If time is not allowed to pause and reflect, you do not respect the process of writing or the function of words.

You are clear-cutting the forest for quick easy cash.

You are in a race from here to there. This is not living. It’s bare existence. Below a minimum.

We have a curious phrase, “giving lip service.” That means we know we don’t mean what we say, they are empty token words. It’s a useful acknowledgement that allows us to lie under oath.

In a diminishing world, we are quick to cut to the quick.

We assume the end of the world will come after we are gone.

Fewer and fewer people know how to read. Fewer of those actually do.

We don’t bother to teach our children to read, and they eagerly comply.

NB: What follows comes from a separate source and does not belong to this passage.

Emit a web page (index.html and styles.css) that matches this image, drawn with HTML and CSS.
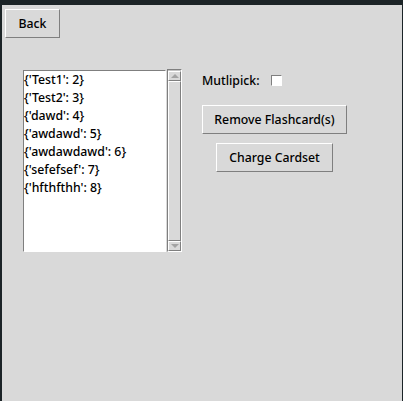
FILE: index.html
```html
<!DOCTYPE html>
<html>
<head>
<meta charset="utf-8">
<link rel="stylesheet" href="styles.css">
</head>
<body>
<div class="window">
  <div class="app">
    <button class="btn back">Back</button>
    <div class="main">
      <div class="listframe">
        <ul class="listbox">
          <li>{'Test1': 2}</li>
          <li>{'Test2': 3}</li>
          <li>{'dawd': 4}</li>
          <li>{'awdawd': 5}</li>
          <li>{'awdawdawd': 6}</li>
          <li>{'sefefsef': 7}</li>
          <li>{'hfthfthh': 8}</li>
        </ul>
        <div class="scrollbar">
          <div class="arrow up"><span class="tri tri-up"></span></div>
          <div class="slider"></div>
          <div class="arrow down"><span class="tri tri-down"></span></div>
        </div>
      </div>
      <div class="side">
        <div class="multi"><span class="label">Mutlipick:</span><span class="check"></span></div>
        <button class="btn remove">Remove Flashcard(s)</button>
        <button class="btn charge">Charge Cardset</button>
      </div>
    </div>
  </div>
</div>
</body>
</html>
```
FILE: styles.css
```css
html, body {
  margin: 0;
  padding: 0;
  background: #1c2427;
  width: 403px;
  height: 401px;
  overflow: hidden;
}
.window {
  padding: 5px 1px 0 2px;
}
.app {
  background: #d9d9d9;
  height: 396px;
  display: flex;
  flex-direction: column;
  align-items: flex-start;
  font-family: "Noto Sans", sans-serif;
  font-size: 12.3px;
  font-weight: 500;
  color: #000;
}
.btn {
  font-family: "Noto Sans", sans-serif;
  font-size: 12.3px;
  font-weight: 500;
  color: #000;
  background: #d9d9d9;
  border: 1px solid;
  border-color: #ffffff #7f7f7f #7f7f7f #ffffff;
  padding: 0;
  margin: 0;
  height: 29px;
  line-height: 27px;
  box-sizing: border-box;
}
.back {
  margin: 4px 0 0 3px;
  width: 55px;
}
.main {
  display: flex;
  margin: 32px 0 0 21px;
}
.listframe {
  display: flex;
}
.listbox {
  list-style: none;
  margin: 0;
  padding: 0;
  width: 143px;
  height: 182px;
  box-sizing: border-box;
  background: #fff;
  border: 1px solid;
  border-color: #7f7f7f #ffffff #ffffff #7f7f7f;
}
.listbox li {
  height: 18px;
  line-height: 18px;
  white-space: nowrap;
}
.scrollbar {
  width: 15px;
  height: 183px;
  margin: -1px 0 0 1px;
  box-sizing: border-box;
  border: 1px solid;
  border-color: #7f7f7f #ffffff #ffffff #7f7f7f;
  background: #c3c3c3;
  display: flex;
  flex-direction: column;
  padding: 1px 0 0 0;
}
.arrow, .slider {
  background: #d9d9d9;
  border: 1px solid;
  border-color: #ffffff #7f7f7f #7f7f7f #ffffff;
  box-sizing: border-box;
}
.arrow {
  height: 10px;
  display: flex;
  align-items: center;
  justify-content: center;
}
.slider {
  flex: 1;
}
.tri {
  width: 0;
  height: 0;
  border-left: 4px solid transparent;
  border-right: 4px solid transparent;
}
.tri-up {
  border-bottom: 4px solid #a3a3a3;
}
.tri-down {
  border-top: 4px solid #a3a3a3;
}
.side {
  display: flex;
  flex-direction: column;
  align-items: flex-start;
  margin-left: 20px;
}
.multi {
  display: flex;
  align-items: center;
  height: 18px;
  margin: 1px 0 0 0;
}
.check {
  width: 11px;
  height: 11px;
  box-sizing: border-box;
  background: #fff;
  border: 1px solid;
  border-color: #7f7f7f #ffffff #ffffff #7f7f7f;
  margin-left: 11px;
}
.remove {
  margin-top: 16px;
  width: 145px;
}
.charge {
  margin: 9px 0 0 14px;
  width: 117px;
}
```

Artificial intelligence, emphasis on artificial, forget intelligence, relieves us of the burden of needing to know anything.

Even when I was young, I loved to read, and did it a lot.

People said, “You’re not like us,” meaning “You’re weird, you’re strange. You actually read that stuff? and understand it?”

I was too polite to say, “You should try it sometime.” I probably just said, “Yes.”

I even read poetry. You read it slow. You taste the words and they release multiples. You read it again, and there’s more. Sometimes it sticks in the mind of memory and you read it again without your eyes.

I’m a slow reader, always have been, always knew it.

Even as a child, I knew that reading was fast or slow depending on the pace of the content. Straight line prose, an adventure novel, is a race to the finish.

I went to college. The Professors said, “Read this. Now tell me about it.”

So I did, and sometimes they would say, ”I didn’t notice that.”

Sometimes they would say, “Welcome,” and sometimes they would back away.

I was happy teaching school. Students would say, “Now I like to read.”

I’ve resigned myself to the fact that I will never read all there is. I find consolation in the joy of reading what I can.

I realize that I am old people and sometimes move my lips as I read. Sometimes you can hear me.